周大将军瘫坐在椅子上,沧桑的眉眼透露着惋惜,一方面惜才,一方面项舒雅那……哎……
“没有一点消息吗?”周大将军不死心的问了句。
将士艰难的摇摇头,“没有。雪山风暴太大,断崖陡峭,几乎是……”后头的话,他没法说出口。
“去找!”项子喻怒吼一声,“活要见人,死要见尸,派人搜山,无论如何都要给朕找到他们!”
“皇上!”将士扑通一声跪下,面带愁容,“雪山中正是十年难遇的大风暴,别说搜山。光是进去都困难,几乎是有去无回啊!请皇上三思!”
项子喻腾腾走到将士前面,一把薅起他的领口,将其拽起来,“你的意思是,不去了?!”
“卑职不是这是意思。”将士吞咽下口水,不敢直视项子喻的眼睛,光是那种令人臣服的气势足以让他腿脚发软,仿佛他说一个是字,下一秒就会被拉出去斩立决。
周大将军偏转过头,如果他不是镇守北方的大将军,不了解雪山的情况,怕是也如项子喻这般提着别人的领口怒气冲冲。
“雪山遭遇风暴,是万万进不得的,即使是再骁勇的战士进去也是九死一生,明日便是突袭的日子,还请皇上以大局为重!”周大将军起身拱手行礼道。
项子喻怔怔的偏转过头,隐晦不明的看向周大将军,“你也这么说?!”
周大将军跪拜道:“雪山险恶,大战在即,不能因小失大,而且那个地方有去无回,实在是去不得!”
项子喻满身的怒气一瞬间泄气了般,往后仰了仰身子,颓废至极,松开了攥着领口的手,踉跄的走回座位上,手撑着额头,挥挥手,“下去吧……朕想一个人静静。”
“是。”
两人刚准备离开,项子喻出声道:“冰凌快马加鞭送回长安,一定要安全送达,至于花煜和凃山的事就不要说了。
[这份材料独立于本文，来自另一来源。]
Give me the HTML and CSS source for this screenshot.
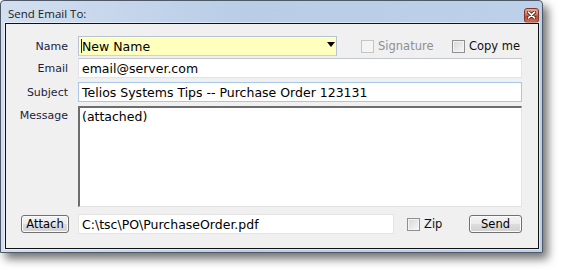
FILE: index.html
```html
<!DOCTYPE html>
<html lang="en">
<head>
    <meta charset="UTF-8">
    <title>Send Email To</title>
    <link rel="stylesheet" href="styles.css">
</head>
<body>
    <div class="window">
        <div class="titlebar">
            <span class="title">Send Email To:</span>
            <span class="close">
                <svg width="9" height="8" viewBox="0 0 9 8">
                    <path d="M1.5 1.2 L7.5 6.8 M7.5 1.2 L1.5 6.8" stroke="#4a1a12" stroke-width="3.4" stroke-linecap="round"/>
                    <path d="M1.5 1.2 L7.5 6.8 M7.5 1.2 L1.5 6.8" stroke="#fff" stroke-width="1.8" stroke-linecap="round"/>
                </svg>
            </span>
        </div>
        <div class="client">
            <div class="row row-name">
                <div class="lbl">Name</div>
                <div class="combo"><span class="caret"></span>New Name<span class="arrow"></span></div>
                <div class="check sig disabled"><span class="box"></span>Signature</div>
                <div class="check"><span class="box"></span>Copy me</div>
            </div>
            <div class="row row-email">
                <div class="lbl">Email</div>
                <div class="field">email@server.com</div>
            </div>
            <div class="row row-subject">
                <div class="lbl">Subject</div>
                <div class="field focus">Telios Systems Tips -- Purchase Order 123131</div>
            </div>
            <div class="row row-msg">
                <div class="lbl">Message</div>
                <div class="memo">(attached)</div>
            </div>
            <div class="row row-attach">
                <div class="lbl"><span class="btn attach">Attach</span></div>
                <div class="field file">C:\tsc\PO\PurchaseOrder.pdf</div>
                <div class="check zip"><span class="box"></span>Zip</div>
                <span class="btn send">Send</span>
            </div>
        </div>
    </div>
</body>
</html>
```

FILE: styles.css
```css
body {
    margin: 0;
    padding: 0;
    min-height: 100vh;
    background: #fff;
    font-family: "DejaVu Sans", Verdana, sans-serif;
}
.window {
    width: 543px;
    height: 253px;
    border: 1px solid #4e5866;
    border-radius: 4px 4px 0 0;
    background: linear-gradient(to right, #d2dff0, #b9cde7 45%, #bdd0e9 100%);
    box-shadow: 5px 6px 10px rgba(0, 0, 0, 0.55);
    display: flex;
    flex-direction: column;
    padding: 0 3px 3px 4px;
    box-sizing: border-box;
}
.titlebar {
    height: 22px;
    display: flex;
    align-items: center;
    justify-content: space-between;
    padding-left: 3px;
}
.title {
    font-family: "Open Sans", sans-serif;
    font-size: 11.5px;
    color: #1a1a1a;
    margin-top: 2px;
}
.close {
    width: 13px;
    height: 13px;
    border: 1px solid #7a3b2e;
    border-radius: 3px;
    background: linear-gradient(#e9a899, #d4725d 45%, #c2452c 55%, #cf6a4f);
    display: flex;
    align-items: center;
    justify-content: center;
    margin-top: 6px;
}
.client {
    flex: 1;
    background: #f0f0f0;
    border: 1px solid #111;
    box-shadow: 0 0 0 1px rgba(255, 255, 255, 0.5);
    padding: 12px 16px 0 0;
    display: flex;
    flex-direction: column;
}
.row {
    display: flex;
    align-items: center;
    gap: 10px;
}
.lbl {
    width: 62px;
    flex: none;
    text-align: right;
    font-size: 11px;
    color: #1c1c44;
    display: flex;
    justify-content: flex-end;
}
.row-name {
    height: 20px;
}
.row-email {
    height: 20px;
    margin-top: 2px;
}
.row-subject {
    height: 20px;
    margin-top: 4px;
}
.row-msg {
    align-items: flex-start;
    margin-top: 4px;
}
.row-msg .lbl {
    padding-top: 3px;
}
.row-attach {
    height: 20px;
    margin-top: 7px;
}
.combo, .field, .memo {
    font-size: 12.5px;
    color: #000;
    box-sizing: border-box;
    display: flex;
    align-items: center;
    padding-left: 3px;
    white-space: nowrap;
}
.combo {
    flex: none;
    width: 259px;
    height: 20px;
    background: #ffffbe;
    border: 1px solid #b7c3d1;
    border-bottom-color: #c9d3de;
    position: relative;
}
.caret {
    width: 1px;
    height: 14px;
    background: #1a1a5e;
    position: absolute;
    left: 2px;
    top: 2px;
}
.arrow {
    position: absolute;
    right: 1px;
    top: 5px;
    width: 0;
    height: 0;
    border-left: 4px solid transparent;
    border-right: 4px solid transparent;
    border-top: 5px solid #000;
}
.field {
    flex: 1;
    height: 20px;
    background: #fff;
    border: 1px solid #e2e3ea;
    border-top-color: #c3c6cc;
}
.field.focus {
    border-color: #a6c7e6;
}
.field.file {
    flex: none;
    width: 316px;
    border-color: #e4e4e4;
}
.memo {
    flex: 1;
    height: 101px;
    background: #fff;
    border-style: solid;
    border-width: 2px 1px 1px 2px;
    border-color: #6d6d6d #e3e3e3 #e3e3e3 #6d6d6d;
    align-items: flex-start;
    padding-left: 2px;
    padding-top: 1px;
}
.check {
    display: flex;
    align-items: center;
    gap: 4px;
    font-size: 11.5px;
    color: #111;
    white-space: nowrap;
}
.check .box {
    width: 11px;
    height: 11px;
    border: 1px solid #8e8f8f;
    background: linear-gradient(135deg, #d6d6d6, #f8f8f8);
    box-shadow: inset 0 0 0 1px #f4f4f4;
    flex: none;
}
.check.sig {
    flex: none;
    width: 81px;
    margin-left: 14px;
}
.check.disabled {
    color: #8f8f8f;
}
.check.disabled .box {
    border-color: #c5c5c5;
    background: #f4f4f4;
}
.check.zip {
    margin-left: 3px;
}
.btn {
    display: flex;
    align-items: center;
    justify-content: center;
    height: 16px;
    border: 1px solid #707070;
    border-radius: 3px;
    background: linear-gradient(#f3f3f3, #ebebeb 50%, #dddddd 51%, #d0d0d0);
    box-shadow: inset 0 0 0 1px #fbfbfb;
    font-size: 11.5px;
    color: #000;
}
.btn.attach {
    width: 46px;
    margin-right: -1px;
}
.btn.send {
    width: 51px;
    margin-left: auto;
}
```
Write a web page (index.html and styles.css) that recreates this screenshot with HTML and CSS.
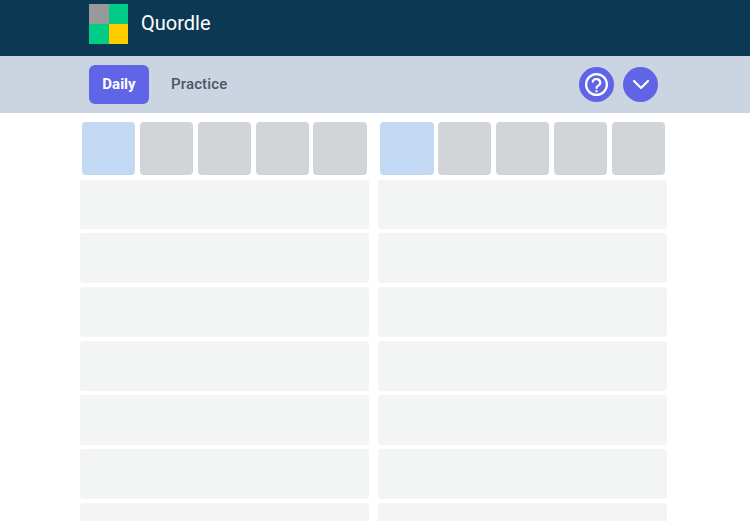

”他怕花容受不了,还是先瞒着吧,兴许还有转机,还有希望。
一个希望成为镇守一方的大将军,一个打架不要命的惜命人,区区一座雪山怎么可能困的住他们?
困不住的。
……
冰凌送至长安,很快便研制出治疗的药材。
“小姐……”华露蹲在花容的面前,伸手晃了晃,“小姐能看到奴婢吗?”
花容眉头微微蹙起,蒙了一个月的纱布,若要一下子睁开眼睛倒还真有些不适应,睫羽微微颤抖,小心翼翼的睁开一条缝,闭眼的阳光透露进来,又迅速的紧闭上。